- [SHORT EXERCISE]
Every line that holds the string "code" is to be identified and copied.

- [STORED DATA]
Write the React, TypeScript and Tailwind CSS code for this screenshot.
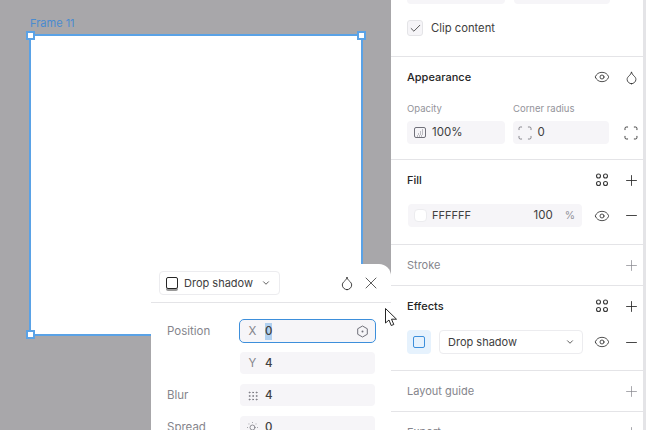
import { Check, ChevronDown, Eye, Minus, Plus, X, Droplet, Grip, SunDim, Scan } from "lucide-react";
import type { ReactNode } from "react";

function Styles() {
  return (
    <svg width="16" height="16" viewBox="0 0 16 16" fill="none" stroke="#3a3a3a" strokeWidth="1.1">
      <circle cx="4.5" cy="4" r="2" />
      <circle cx="11.5" cy="4" r="2" />
      <circle cx="4.5" cy="11.5" r="2" />
      <circle cx="11.5" cy="11.5" r="2" />
    </svg>
  );
}

function OpacityIcon() {
  return (
    <svg width="12" height="11" viewBox="0 0 12 11" fill="none" className="mr-[6px]">
      <rect x="0.5" y="0.5" width="11" height="10" rx="1.5" stroke="#71717a" />
      <path d="M8 3h1M6 5h1M8 5h1M4 7h1M6 7h1M8 7h1M3 9h6" stroke="#85858c" strokeWidth="1" strokeDasharray="1 1" />
    </svg>
  );
}

function OffsetIcon() {
  return (
    <svg width="13" height="13" viewBox="0 0 13 13" fill="none" stroke="#71717a" className="ml-auto mr-[6px]">
      <path d="M6.5 1l4.8 2.75v5.5L6.5 12 1.7 9.25v-5.5Z" strokeWidth="1" />
      <circle cx="6.5" cy="6.5" r="1" fill="#71717a" stroke="none" />
    </svg>
  );
}

function Handle({ className }: { className: string }) {
  return <div className={`absolute w-[9px] h-[9px] bg-white border-2 border-[#5aa2e6] ${className}`} />;
}

function Section({ title, muted, right, children }: { title: string; muted?: boolean; right?: ReactNode; children?: ReactNode }) {
  return (
    <div className="border-b border-[#e4e4e7] pl-4 pr-[3px]">
      <div className="h-10 flex items-center justify-between">
        <span className={muted ? "text-[11px] text-[#85858c]" : "text-[11px] font-medium text-[#262626] pt-px"}>{title}</span>
        {right ?? <Plus size={17} strokeWidth={1} color="#85858c" />}
      </div>
      {children}
    </div>
  );
}

function PopRow({ label, icon, value, focused }: { label?: string; icon: ReactNode; value: string; focused?: boolean }) {
  return (
    <div className="flex items-center h-[22px] mb-2.5">
      <span className="w-[73px] pt-px text-[11.5px] text-[#85858c]">{label}</span>
      <div className={`w-[135px] h-[22px] flex items-center rounded bg-[#f6f5f8] ${focused ? "outline outline-[#3d8fdb]" : ""}`}>
        <span className="w-[25px] pt-px flex justify-center text-[11.5px] text-[#85858c]">{icon}</span>
        <span className={`mt-px text-[11.5px] text-[#404040] font-medium ${focused ? "bg-[#b0d0f0]" : ""}`}>{value}</span>
        {focused && <OffsetIcon />}
      </div>
    </div>
  );
}

export default function App() {
  return (
    <div className="flex w-[646px] h-[430px] overflow-hidden bg-[#a8a7aa]" style={{ fontFamily: "Inter, sans-serif" }}>
      <div className="relative w-[391px] shrink-0">
        <div className="absolute left-[30px] top-[15px] text-[11px] text-[#4a8bd0]">Frame 11</div>
        <div className="absolute left-[29px] top-[34px] w-[334px] h-[302px] bg-white border-2 border-[#5aa2e6]" />
        <Handle className="left-[26px] top-[31px]" />
        <Handle className="left-[357px] top-[31px]" />
        <Handle className="left-[26px] top-[330px]" />

        <div className="absolute left-[151px] top-[264px] w-[240px] h-[180px] bg-white rounded-t-xl">
          <div className="h-[39px] flex items-center border-b border-[#e4e4e7] pl-2 pr-[10px]">
            <div className="w-[121px] h-[24px] flex items-center rounded border border-[#ececef] pl-1.5">
              <div className="w-3 h-3 rounded-[2px] border border-[#262626] shadow-[0_2px_0_#9a9a9a]" />
              <span className="ml-[6px] pt-px text-[11px] text-[#404040]">Drop shadow</span>
              <ChevronDown size={10} color="#404040" className="ml-2" />
            </div>
            <div className="ml-auto flex items-center gap-1.5">
              <Droplet size={16} strokeWidth={1.3} color="#262626" />
              <X size={20} strokeWidth={0.9} color="#262626" />
            </div>
          </div>
          <div className="pl-4 pt-[17px]">
            <PopRow label="Position" icon="X" value="0" focused />
            <PopRow icon="Y" value="4" />
            <PopRow label="Blur" icon={<Grip size={12} strokeWidth={1.5} color="#71717a" />} value="4" />
            <PopRow label="Spread" icon={<SunDim size={15} strokeWidth={1.2} color="#71717a" />} value="0" />
          </div>
        </div>

        <svg className="absolute left-[384px] top-[307px] z-10" width="15" height="21" viewBox="0 0 15 21" fill="white" stroke="#262626" strokeWidth="1">
          <path d="M1.5 1.5V16L5 13l2.2 5.5 2.6-1-2.3-5.3H12.5Z" />
        </svg>
      </div>

      <div className="w-[252px] shrink-0 bg-white text-[#262626]">
        <div className="border-b border-[#e4e4e7] h-[57px] pl-4">
          <div className="flex gap-[9px] h-[4px]">
            <div className="w-[98px] bg-[#f6f5f8] rounded-b" />
            <div className="w-[96px] bg-[#f6f5f8] rounded-b" />
          </div>
          <div className="flex items-center mt-[16px]">
            <div className="w-4 h-4 rounded-[3px] border border-[#e4e4e7] bg-[#f6f5f8] flex items-center justify-center">
              <Check size={13} strokeWidth={1.4} color="#262626" />
            </div>
            <span className="ml-2 text-[11.25px] text-[#404040]">Clip content</span>
          </div>
        </div>

        <div className="border-b border-[#e4e4e7] h-[103px] pl-4 pr-1">
          <div className="h-10 flex items-center justify-between">
            <span className="text-[11px] font-medium">Appearance</span>
            <div className="flex items-center gap-[14px]">
              <Eye size={16} strokeWidth={1.2} />
              <Droplet size={15} strokeWidth={1.3} color="#262626" />
            </div>
          </div>
          <div className="flex gap-2 mt-[5px] text-[9.5px] text-[#93939a]">
            <span className="w-[98px]">Opacity</span>
            <span>Corner radius</span>
          </div>
          <div className="flex items-center gap-2 mt-[5px]">
            <div className="w-[98px] h-[23px] rounded bg-[#f6f5f8] flex items-center pl-[7px] text-[11.5px] text-[#404040]">
              <OpacityIcon />
              100%
            </div>
            <div className="w-[97px] h-[23px] rounded bg-[#f6f5f8] flex items-center pl-1 text-[11.5px] text-[#404040]">
              <Scan size={16} strokeWidth={1} color="#52525b" className="mr-[5px]" />
              0
            </div>
            <Scan size={16} strokeWidth={1.3} className="ml-1.5" />
          </div>
        </div>

        <Section title="Fill" right={<div className="flex items-center gap-[13px]"><Styles /><Plus size={17} strokeWidth={1.2} /></div>}>
          <div className="flex items-center h-[23px] mb-[17px] mt-1">
            <div className="ml-px w-[174px] h-[23px] rounded bg-[#f6f5f8] flex items-center pl-1.5 text-[11px] text-[#404040]">
              <div className="w-[13px] h-[13px] rounded-sm bg-white border border-[#ececef] mr-[5px]" />
              <span>FFFFFF</span>
              <span className="ml-auto text-[11.5px]">100</span>
              <span className="ml-3 mr-[7px] text-[10.5px] text-[#93939a]">%</span>
            </div>
            <Eye size={16} strokeWidth={1.2} className="ml-3" />
            <Minus size={17} strokeWidth={1.2} className="ml-[13px]" />
          </div>
        </Section>

        <Section title="Stroke" muted />

        <Section title="Effects" right={<div className="flex items-center gap-[13px]"><Styles /><Plus size={17} strokeWidth={1.2} /></div>}>
          <div className="flex items-center h-[24px] mb-4 mt-1">
            <div className="w-6 h-6 rounded bg-[#e6f2fd] flex items-center justify-center">
              <div className="w-3 h-3 rounded-[2px] border border-[#3d8fdb]" />
            </div>
            <div className="ml-2 w-[144px] h-[24px] rounded border border-[#ececef] flex items-center pl-2 text-[11px] text-[#404040]">
              Drop shadow
              <ChevronDown size={10} className="ml-auto mr-[7px]" />
            </div>
            <Eye size={16} strokeWidth={1.2} className="ml-[11px]" />
            <Minus size={17} strokeWidth={1.2} className="ml-[13px]" />
          </div>
        </Section>

        <Section title="Layout guide" muted />
        <Section title="Export" muted />
      </div>
      <div className="flex-1 bg-[#e4e4e7]" />
    </div>
  );
}
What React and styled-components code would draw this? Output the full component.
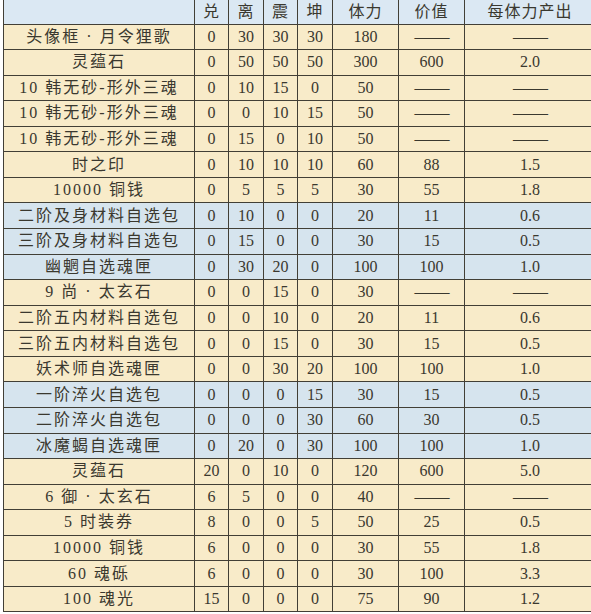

- [COMPLETED EXERCISE]
Write the React, TypeScript and Tailwind CSS code for this screenshot.
What React and styled-components code would draw this? Output the full component.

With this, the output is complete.